*SHORT PROBLEM*: Your answer should be a single number: the count of lines that hold the word "code".

========================================================================

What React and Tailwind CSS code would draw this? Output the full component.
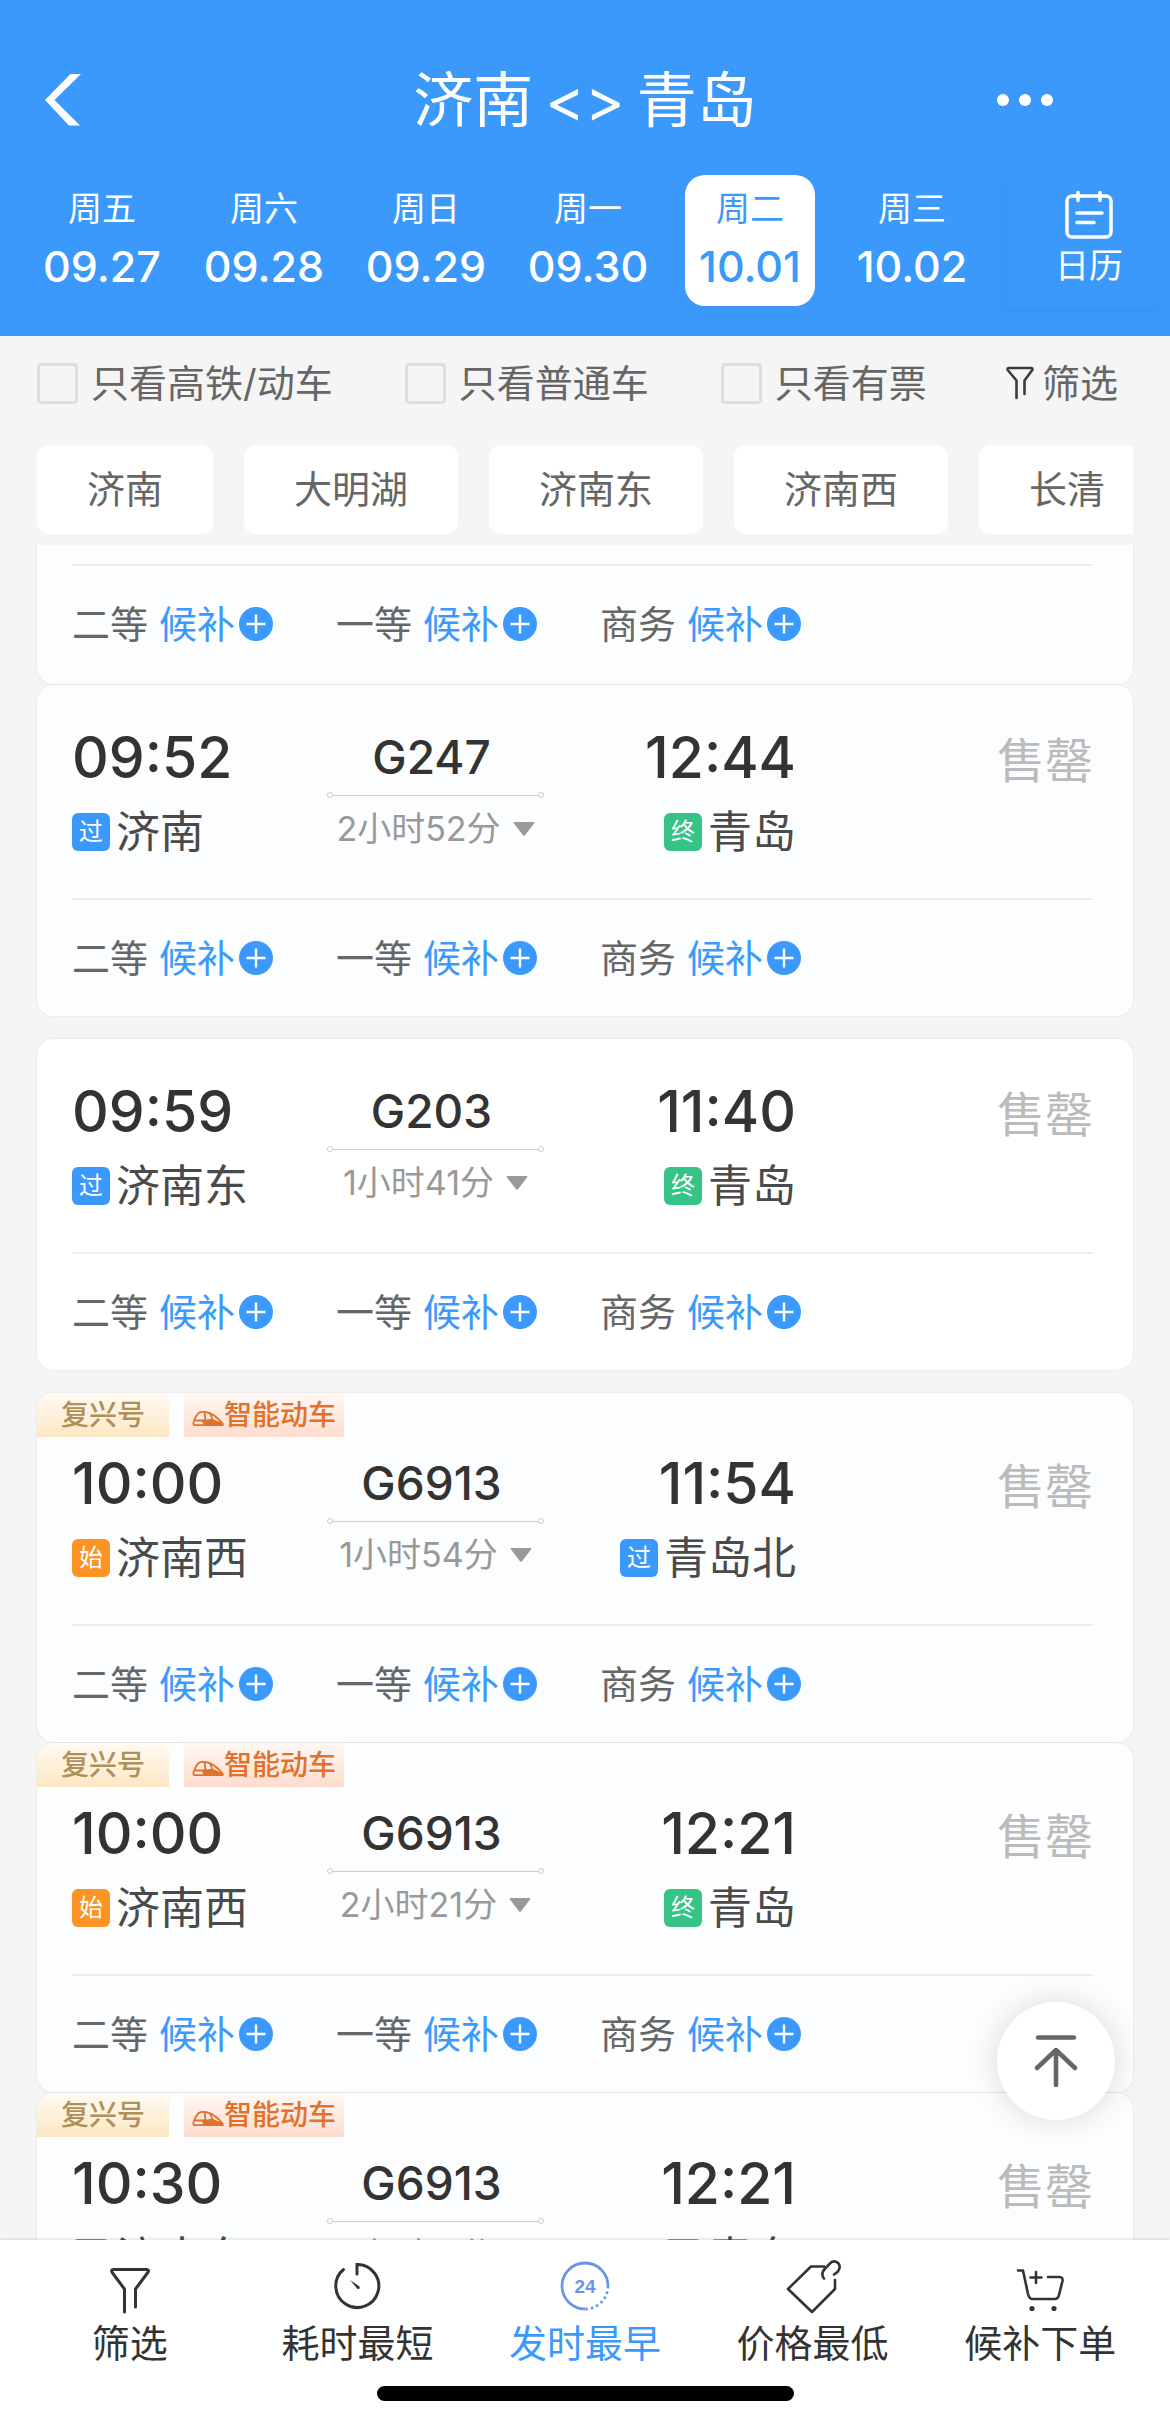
import { useState } from "react";

const days = [
  { week: "周五", date: "09.27" },
  { week: "周六", date: "09.28" },
  { week: "周日", date: "09.29" },
  { week: "周一", date: "09.30" },
  { week: "周二", date: "10.01" },
  { week: "周三", date: "10.02" }
];

const filters = ["只看高铁/动车", "只看普通车", "只看有票"];

const stations = ["济南", "大明湖", "济南东", "济南西", "长清"];

const seats = ["二等", "一等", "商务"];

const trainGroups = [
  [
    { id: 1, partial: true, seats },
    {
      id: 2,
      start: "09:52",
      end: "12:44",
      code: "G247",
      duration: "2小时52分",
      from: { type: "过", name: "济南" },
      to: { type: "终", name: "青岛" },
      seats
    }
  ],
  [
    {
      id: 3,
      plain: true,
      start: "09:59",
      end: "11:40",
      code: "G203",
      duration: "1小时41分",
      from: { type: "过", name: "济南东" },
      to: { type: "终", name: "青岛" },
      seats
    }
  ],
  [
    {
      id: 4,
      tagged: true,
      start: "10:00",
      end: "11:54",
      code: "G6913",
      duration: "1小时54分",
      from: { type: "始", name: "济南西" },
      to: { type: "过", name: "青岛北" },
      seats
    },
    {
      id: 5,
      tagged: true,
      start: "10:00",
      end: "12:21",
      code: "G6913",
      duration: "2小时21分",
      from: { type: "始", name: "济南西" },
      to: { type: "终", name: "青岛" },
      seats
    },
    {
      id: 6,
      tagged: true,
      start: "10:30",
      end: "12:21",
      code: "G6913",
      duration: "1小时51分",
      from: { type: "过", name: "济南东" },
      to: { type: "终", name: "青岛" },
      seats: []
    }
  ]
];

const badgeColors = {
  过: "bg-[#3b99fc]",
  终: "bg-[#35c485]",
  始: "bg-[#fb9325]"
};

const CalendarIcon = () => (
  <svg width="48" height="48" viewBox="0 0 48 48" fill="none" stroke="currentColor" strokeWidth="3.5" strokeLinecap="round">
    <rect x="2" y="5" width="44" height="41" rx="5" />
    <path d="M13 1.5v8M35 1.5v8" />
    <path d="M12 22h25M12 31.500h17" />
  </svg>
);

const SmallFunnelIcon = () => (
  <svg width="28" height="34" viewBox="0 0 28 34" fill="none" stroke="#3c3c3c" strokeWidth="2.600" strokeLinecap="round" strokeLinejoin="round">
    <path d="M18.500 28V14.500L26.300 4Q27 2 25 2H3Q1 2 1.700 4L10.500 14.500V32" />
  </svg>
);

const TrainIcon = () => (
  <svg width="32" height="28" viewBox="0 0 32 28" fill="none" stroke="#e0722c" strokeWidth="1.800" strokeLinejoin="round">
    <path d="M1.500 21.500C3 17 5.500 12 8.500 11.200Q10 10.800 13 11C19 11.500 26 17 30.500 22.500V24.200H2.500Q1 24 1.500 21.500z" />
    <path d="M3 19.500h8l2.500-.8L12.500 11M18 12.500l2.500 5.500" />
    <path d="M11 20.500l9-2 10.500 4.500v1.200H13z" fill="#e0722c" />
  </svg>
);

const PlusIcon = () => (
  <svg width="34" height="34" viewBox="0 0 34 34">
    <circle cx="17" cy="17" r="17" fill="#3b99fc" />
    <path d="M7.500 17h19M17 7.500v19" stroke="#fff" strokeWidth="2.400" />
  </svg>
);

const FunnelIcon = () => (
  <svg width="64" height="56" viewBox="0 0 64 56" fill="none" stroke="#333" strokeWidth="3" strokeLinecap="round" strokeLinejoin="round">
    <path d="M37.500 47V29L49.800 12.500Q51.500 9.500 48.500 9.500H15.500Q12.500 9.500 14.200 12.500L26.500 29V52" />
  </svg>
);

const TimerIcon = () => (
  <svg width="64" height="56" viewBox="0 0 64 56" fill="none" stroke="#333" strokeWidth="3" strokeLinecap="round">
    <path d="M32 14V4.500A21.500 21.500 0 1 1 18.500 9.500" />
    <path d="M25 20l9.500 6.500q1 3-2 2.500z" fill="#333" stroke="none" />
  </svg>
);

const ClockIcon = () => (
  <svg width="64" height="56" viewBox="0 0 64 56" fill="none" stroke="#6c95ea" strokeWidth="2.800">
    <path d="M32 49A23 23 0 1 1 55 26" />
    <path d="M55 26A23 23 0 0 1 32 49" strokeDasharray="2.500 3" />
    <text x="32" y="33" textAnchor="middle" fontFamily="Liberation Sans" fontSize="19" fontWeight="700" fill="#6c95ea" stroke="none">
      24
    </text>
  </svg>
);

const PriceIcon = () => (
  <svg width="64" height="56" viewBox="0 0 64 56" fill="none" stroke="#333" strokeWidth="2.600" strokeLinecap="round" strokeLinejoin="round">
    <path d="M43 6.500H30L7 29L31 52L54 29V20" />
    <path d="M43 18.500C40 15 41.500 11 45 7.500L49.500 3C53 -.5 59.500 2.500 58.500 8C58 11 55.500 13 53 14.500" />
  </svg>
);

const CartIcon = () => (
  <svg width="64" height="56" viewBox="0 0 64 56" fill="none" stroke="#333" strokeWidth="2.600" strokeLinecap="round" strokeLinejoin="round">
    <path d="M10 10.500h5L20 34q1.500 5 4 5h23q3 0 4-4l3.500-14q.5-4-3-4H40" />
    <path d="M28 12v11M22.500 17.500h11" />
    <circle cx="24" cy="48.500" r="2.600" fill="#333" stroke="none" />
    <circle cx="46" cy="48.500" r="2.600" fill="#333" stroke="none" />
  </svg>
);

const sortItems = [
  { label: "筛选", icon: FunnelIcon },
  { label: "耗时最短", icon: TimerIcon },
  { label: "发时最早", icon: ClockIcon },
  { label: "价格最低", icon: PriceIcon },
  { label: "候补下单", icon: CartIcon }
];

const Station = ({ station }) => (
  <div className="flex items-center gap-[6px]">
    <span className={`flex size-[38px] items-center justify-center rounded-md text-2xl text-white ${badgeColors[station.type]}`}>
      {station.type}
    </span>
    <span className="text-[44px] leading-[44px] text-[#4a4a4a]">{station.name}</span>
  </div>
);

const SeatRow = ({ items }) => (
  <div className="box-content flex h-[116px] items-center gap-[63px] border-t-2 border-[#ededf0] text-[38px] leading-[44px]">
    {items.map((seat) => (
      <div key={seat} className="flex items-center gap-[11px] text-[#666]">
        <span>{seat}</span>
        <button type="button" className="flex items-center gap-1 text-[#3b99fc]">
          候补
          <PlusIcon />
        </button>
      </div>
    ))}
  </div>
);

const TrainCard = ({ train }) => {
  if (train.partial) {
    return (
      <article className="rounded-b-2xl bg-[#fcfdff] pt-[19px] pr-10 pb-[2px] pl-[35px] shadow-[0_0_2px_rgba(0,0,0,0.12)]">
        <SeatRow items={train.seats} />
      </article>
    );
  }

  return (
    <article
      className={`overflow-hidden rounded-2xl shadow-[0_0_2px_rgba(0,0,0,0.12)] ${train.plain ? "bg-white" : "bg-[#fcfdff]"}`}
    >
      {train.tagged && (
        <div className="flex h-11 gap-[15px] text-[28px]">
          <span className="flex items-center bg-linear-to-b from-[#fffaf3] to-[#fde7c3] px-6 font-medium text-[#b0905a]">复兴号</span>
          <span className="flex items-center bg-linear-to-b from-[#fff8f5] to-[#fddccd] px-2 font-medium text-[#e0722c]">
            <TrainIcon />
            智能动车
          </span>
        </div>
      )}

      <div className={`pr-10 pl-[35px] ${train.tagged ? "pt-4" : "pt-[42px]"}`}>
        <div className="flex justify-between pb-11">
          <div className="flex w-[255px] flex-col gap-[21px]">
            <time className="text-[57px] leading-[62px] font-medium text-[#333]">{train.start}</time>
            <Station station={train.from} />
          </div>

          <div className="flex w-[217px] flex-col items-center">
            <span className="pr-2 text-[46px] leading-[60px] font-medium text-[#333]">{train.code}</span>
            <div className="mt-[5px] flex w-full items-center">
              <span className="size-[6px] rounded-full border border-[#ccc]" />
              <span className="h-px flex-1 bg-[#ccc]" />
              <span className="size-[6px] rounded-full border border-[#ccc]" />
            </div>
            <button type="button" className="mt-[9px] flex items-center gap-3 text-[34px] leading-[44px] text-[#999]">
              {train.duration}
              <svg width="22" height="14" viewBox="0 0 22 14" fill="#999">
                <path d="M1.500 0h19q1.500 0 .7 1.300L12 13.200q-1 1.300-2 0L.8 1.300Q0 0 1.500 0z" />
              </svg>
            </button>
          </div>

          <div className="flex w-[252px] flex-col items-end gap-[21px]">
            <time className="text-[57px] leading-[62px] font-medium text-[#333]">{train.end}</time>
            <Station station={train.to} />
          </div>

          <span className="flex-1 text-right text-5xl leading-[68px] text-[#bbb]">售罄</span>
        </div>
        {train.seats.length > 0 && <SeatRow items={train.seats} />}
      </div>
    </article>
  );
};

const App = () => {
  const [activeDay, setActiveDay] = useState("10.01");
  const [activeSort, setActiveSort] = useState("发时最早");

  return (
    <div className="flex h-screen flex-col bg-[#f5f5f5] font-['Inter','Noto_Sans_CJK_SC',sans-serif]">
      <header className="bg-[#3b99fc] pt-[62px] pb-[30px] text-white">
        <div className="grid h-[76px] grid-cols-[1fr_auto_1fr] items-center">
          <button type="button" aria-label="返回" className="justify-self-start pl-11">
            <svg width="38" height="52" viewBox="0 0 38 52" fill="currentColor">
              <path d="M37 0H26.500L1 26l24 25.500h11L10.500 26z" />
            </svg>
          </button>
          <h1 className="flex gap-3 text-[60px] leading-[76px]">
            <span>济南</span>
            <span>&lt;&gt;</span>
            <span>青岛</span>
          </h1>
          <button type="button" aria-label="更多" className="flex gap-[10px] justify-self-end pr-[117px]">
            <span className="size-3 rounded-full bg-white" />
            <span className="size-3 rounded-full bg-white" />
            <span className="size-3 rounded-full bg-white" />
          </button>
        </div>

        <nav className="mt-[37px] flex h-[131px] pl-[21px]">
          {days.map((day) => (
            <button
              key={day.date}
              type="button"
              onClick={() => setActiveDay(day.date)}
              className={`mx-4 flex flex-1 flex-col items-center rounded-[20px] pt-3 ${
                activeDay === day.date ? "bg-white text-[#3b99fc]" : ""
              }`}
            >
              <span className="text-[34px] leading-[44px]">{day.week}</span>
              <span className="mt-[7px] text-[43px] leading-[56px] font-medium">{day.date}</span>
            </button>
          ))}
          <button
            type="button"
            className="ml-[15px] flex w-[162px] flex-col items-center pt-4 text-[34px] leading-[44px] shadow-[-6px_8px_12px_rgba(0,60,140,0.04)]"
          >
            <CalendarIcon />
            <span className="mt-[5px]">日历</span>
          </button>
        </nav>
      </header>

      <div className="flex h-[94px] items-center gap-[72px] pr-[52px] pl-[37px] text-[38px] leading-[44px] text-[#666]">
        {filters.map((filter) => (
          <label key={filter} className="flex items-center gap-[13px]">
            <input type="checkbox" className="size-[41px] appearance-none rounded border-[3px] border-[#dedede] checked:bg-[#3b99fc]" />
            {filter}
          </label>
        ))}
        <button type="button" className="ml-auto flex items-center gap-2">
          <SmallFunnelIcon />
          筛选
        </button>
      </div>

      <div className="mx-[37px] mt-[15px] flex gap-[31px] overflow-hidden text-[38px] text-[#666]">
        {stations.map((station) => (
          <button key={station} type="button" className="h-[89px] shrink-0 rounded-xl bg-white px-[50px]">
            {station}
          </button>
        ))}
      </div>

      <main className="relative mt-[11px] min-h-0 flex-1 overflow-hidden px-[37px]">
        <div className="flex flex-col gap-[23px]">
          {trainGroups.map((group) => (
            <div key={group[0].id} className="flex flex-col gap-px">
              {group.map((train) => (
                <TrainCard key={train.id} train={train} />
              ))}
            </div>
          ))}
        </div>

        <button
          type="button"
          aria-label="回到顶部"
          className="absolute right-[55px] bottom-[120px] flex size-[118px] items-center justify-center rounded-full bg-white shadow-[0_0_32px_rgba(0,0,0,0.14)]"
        >
          <svg width="44" height="54" viewBox="0 0 44 54" fill="none" stroke="#666" strokeWidth="4.500" strokeLinecap="round" strokeLinejoin="round">
            <path d="M4 3.500h36" />
            <path d="M22 51V16M3 34l19-18 19 18" />
          </svg>
        </button>
      </main>

      <footer className="relative bg-white pt-5 pb-6 shadow-[0_-1px_3px_rgba(0,0,0,0.12)]">
        <nav className="flex px-4">
          {sortItems.map((item) => {
            const Icon = item.icon;

            return (
              <button
                key={item.label}
                type="button"
                onClick={() => setActiveSort(item.label)}
                className={`flex flex-1 flex-col items-center gap-[5px] text-[38px] leading-[44px] ${
                  activeSort === item.label ? "text-[#3b99fc]" : "text-[#333]"
                }`}
              >
                <Icon />
                {item.label}
              </button>
            );
          })}
        </nav>
        <div className="mx-auto mt-[21px] h-[15px] w-[417px] rounded-full bg-black" />
      </footer>
    </div>
  );
};

export default App;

========================================================================

*FINISHED TASK*: 7